__Do this__: The records should be written out in full, with nothing altered.

__Dataset records__:
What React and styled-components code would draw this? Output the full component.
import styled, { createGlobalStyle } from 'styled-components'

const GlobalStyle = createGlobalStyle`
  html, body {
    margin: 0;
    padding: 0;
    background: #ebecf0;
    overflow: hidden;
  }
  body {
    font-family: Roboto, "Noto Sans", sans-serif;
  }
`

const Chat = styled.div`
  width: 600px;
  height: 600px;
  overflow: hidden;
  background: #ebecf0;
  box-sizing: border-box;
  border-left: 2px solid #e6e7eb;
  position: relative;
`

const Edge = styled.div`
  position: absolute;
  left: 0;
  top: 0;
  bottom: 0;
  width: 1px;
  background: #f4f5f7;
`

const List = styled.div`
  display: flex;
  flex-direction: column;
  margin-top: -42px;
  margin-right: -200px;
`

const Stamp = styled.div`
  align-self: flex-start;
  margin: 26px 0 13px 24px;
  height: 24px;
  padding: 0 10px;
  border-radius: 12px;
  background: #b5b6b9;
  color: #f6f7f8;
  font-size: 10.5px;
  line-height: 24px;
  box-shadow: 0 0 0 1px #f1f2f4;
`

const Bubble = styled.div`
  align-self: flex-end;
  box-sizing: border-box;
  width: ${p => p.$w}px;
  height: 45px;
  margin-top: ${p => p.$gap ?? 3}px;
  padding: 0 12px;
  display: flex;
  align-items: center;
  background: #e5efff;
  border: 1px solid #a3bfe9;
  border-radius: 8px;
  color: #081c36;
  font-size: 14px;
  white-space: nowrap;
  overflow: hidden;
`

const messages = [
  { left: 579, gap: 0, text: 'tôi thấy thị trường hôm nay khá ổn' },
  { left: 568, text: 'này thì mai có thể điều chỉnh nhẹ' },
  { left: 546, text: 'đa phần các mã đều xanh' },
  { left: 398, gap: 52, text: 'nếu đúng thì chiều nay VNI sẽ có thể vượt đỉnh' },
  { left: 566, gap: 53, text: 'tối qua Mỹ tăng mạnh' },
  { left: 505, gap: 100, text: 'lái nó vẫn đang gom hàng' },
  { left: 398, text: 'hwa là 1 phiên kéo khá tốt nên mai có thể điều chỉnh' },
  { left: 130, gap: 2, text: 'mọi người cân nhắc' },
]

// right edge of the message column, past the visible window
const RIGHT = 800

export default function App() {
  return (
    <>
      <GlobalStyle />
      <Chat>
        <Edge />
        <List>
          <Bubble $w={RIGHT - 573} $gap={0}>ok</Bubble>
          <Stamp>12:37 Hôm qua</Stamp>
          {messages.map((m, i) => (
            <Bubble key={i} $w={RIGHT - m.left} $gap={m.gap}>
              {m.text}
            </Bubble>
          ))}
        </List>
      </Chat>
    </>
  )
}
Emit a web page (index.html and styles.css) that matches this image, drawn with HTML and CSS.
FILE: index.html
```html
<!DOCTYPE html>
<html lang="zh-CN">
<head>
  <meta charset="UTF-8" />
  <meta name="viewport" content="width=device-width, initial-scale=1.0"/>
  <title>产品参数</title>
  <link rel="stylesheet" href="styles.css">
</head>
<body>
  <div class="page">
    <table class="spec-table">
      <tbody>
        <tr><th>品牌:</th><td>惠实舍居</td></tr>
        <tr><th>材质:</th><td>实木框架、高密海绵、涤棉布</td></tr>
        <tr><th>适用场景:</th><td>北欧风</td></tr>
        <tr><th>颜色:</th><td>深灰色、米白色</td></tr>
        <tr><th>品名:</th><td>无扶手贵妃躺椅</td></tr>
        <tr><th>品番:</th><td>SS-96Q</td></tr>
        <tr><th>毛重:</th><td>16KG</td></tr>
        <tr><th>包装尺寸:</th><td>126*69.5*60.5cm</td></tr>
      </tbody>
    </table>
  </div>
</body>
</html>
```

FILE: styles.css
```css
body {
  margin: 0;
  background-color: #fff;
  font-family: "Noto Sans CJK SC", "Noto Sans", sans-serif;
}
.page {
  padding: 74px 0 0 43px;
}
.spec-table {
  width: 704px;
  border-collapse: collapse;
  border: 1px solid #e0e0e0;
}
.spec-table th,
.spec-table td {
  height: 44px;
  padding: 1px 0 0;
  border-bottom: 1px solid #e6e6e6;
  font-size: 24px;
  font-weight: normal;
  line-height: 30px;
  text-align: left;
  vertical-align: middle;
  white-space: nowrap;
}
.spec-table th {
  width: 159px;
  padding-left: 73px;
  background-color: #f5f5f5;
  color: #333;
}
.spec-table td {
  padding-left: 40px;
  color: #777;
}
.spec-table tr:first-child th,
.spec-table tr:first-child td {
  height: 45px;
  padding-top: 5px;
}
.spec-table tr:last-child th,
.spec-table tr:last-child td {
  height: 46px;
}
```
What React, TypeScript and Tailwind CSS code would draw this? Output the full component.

__Result of this exercise__:
What React and styled-components code would draw this? Output the full component.
import styled, { createGlobalStyle } from 'styled-components'

const GlobalStyle = createGlobalStyle`
  html, body {
    margin: 0;
    padding: 0;
    background: #ebecf0;
    overflow: hidden;
  }
  body {
    font-family: Roboto, "Noto Sans", sans-serif;
  }
`

const Chat = styled.div`
  width: 600px;
  height: 600px;
  overflow: hidden;
  background: #ebecf0;
  box-sizing: border-box;
  border-left: 2px solid #e6e7eb;
  position: relative;
`

const Edge = styled.div`
  position: absolute;
  left: 0;
  top: 0;
  bottom: 0;
  width: 1px;
  background: #f4f5f7;
`

const List = styled.div`
  display: flex;
  flex-direction: column;
  margin-top: -42px;
  margin-right: -200px;
`

const Stamp = styled.div`
  align-self: flex-start;
  margin: 26px 0 13px 24px;
  height: 24px;
  padding: 0 10px;
  border-radius: 12px;
  background: #b5b6b9;
  color: #f6f7f8;
  font-size: 10.5px;
  line-height: 24px;
  box-shadow: 0 0 0 1px #f1f2f4;
`

const Bubble = styled.div`
  align-self: flex-end;
  box-sizing: border-box;
  width: ${p => p.$w}px;
  height: 45px;
  margin-top: ${p => p.$gap ?? 3}px;
  padding: 0 12px;
  display: flex;
  align-items: center;
  background: #e5efff;
  border: 1px solid #a3bfe9;
  border-radius: 8px;
  color: #081c36;
  font-size: 14px;
  white-space: nowrap;
  overflow: hidden;
`

const messages = [
  { left: 579, gap: 0, text: 'tôi thấy thị trường hôm nay khá ổn' },
  { left: 568, text: 'này thì mai có thể điều chỉnh nhẹ' },
  { left: 546, text: 'đa phần các mã đều xanh' },
  { left: 398, gap: 52, text: 'nếu đúng thì chiều nay VNI sẽ có thể vượt đỉnh' },
  { left: 566, gap: 53, text: 'tối qua Mỹ tăng mạnh' },
  { left: 505, gap: 100, text: 'lái nó vẫn đang gom hàng' },
  { left: 398, text: 'hwa là 1 phiên kéo khá tốt nên mai có thể điều chỉnh' },
  { left: 130, gap: 2, text: 'mọi người cân nhắc' },
]

// right edge of the message column, past the visible window
const RIGHT = 800

export default function App() {
  return (
    <>
      <GlobalStyle />
      <Chat>
        <Edge />
        <List>
          <Bubble $w={RIGHT - 573} $gap={0}>ok</Bubble>
          <Stamp>12:37 Hôm qua</Stamp>
          {messages.map((m, i) => (
            <Bubble key={i} $w={RIGHT - m.left} $gap={m.gap}>
              {m.text}
            </Bubble>
          ))}
        </List>
      </Chat>
    </>
  )
}
Emit a web page (index.html and styles.css) that matches this image, drawn with HTML and CSS.
FILE: index.html
```html
<!DOCTYPE html>
<html lang="zh-CN">
<head>
  <meta charset="UTF-8" />
  <meta name="viewport" content="width=device-width, initial-scale=1.0"/>
  <title>产品参数</title>
  <link rel="stylesheet" href="styles.css">
</head>
<body>
  <div class="page">
    <table class="spec-table">
      <tbody>
        <tr><th>品牌:</th><td>惠实舍居</td></tr>
        <tr><th>材质:</th><td>实木框架、高密海绵、涤棉布</td></tr>
        <tr><th>适用场景:</th><td>北欧风</td></tr>
        <tr><th>颜色:</th><td>深灰色、米白色</td></tr>
        <tr><th>品名:</th><td>无扶手贵妃躺椅</td></tr>
        <tr><th>品番:</th><td>SS-96Q</td></tr>
        <tr><th>毛重:</th><td>16KG</td></tr>
        <tr><th>包装尺寸:</th><td>126*69.5*60.5cm</td></tr>
      </tbody>
    </table>
  </div>
</body>
</html>
```

FILE: styles.css
```css
body {
  margin: 0;
  background-color: #fff;
  font-family: "Noto Sans CJK SC", "Noto Sans", sans-serif;
}
.page {
  padding: 74px 0 0 43px;
}
.spec-table {
  width: 704px;
  border-collapse: collapse;
  border: 1px solid #e0e0e0;
}
.spec-table th,
.spec-table td {
  height: 44px;
  padding: 1px 0 0;
  border-bottom: 1px solid #e6e6e6;
  font-size: 24px;
  font-weight: normal;
  line-height: 30px;
  text-align: left;
  vertical-align: middle;
  white-space: nowrap;
}
.spec-table th {
  width: 159px;
  padding-left: 73px;
  background-color: #f5f5f5;
  color: #333;
}
.spec-table td {
  padding-left: 40px;
  color: #777;
}
.spec-table tr:first-child th,
.spec-table tr:first-child td {
  height: 45px;
  padding-top: 5px;
}
.spec-table tr:last-child th,
.spec-table tr:last-child td {
  height: 46px;
}
```
What React, TypeScript and Tailwind CSS code would draw this? Output the full component.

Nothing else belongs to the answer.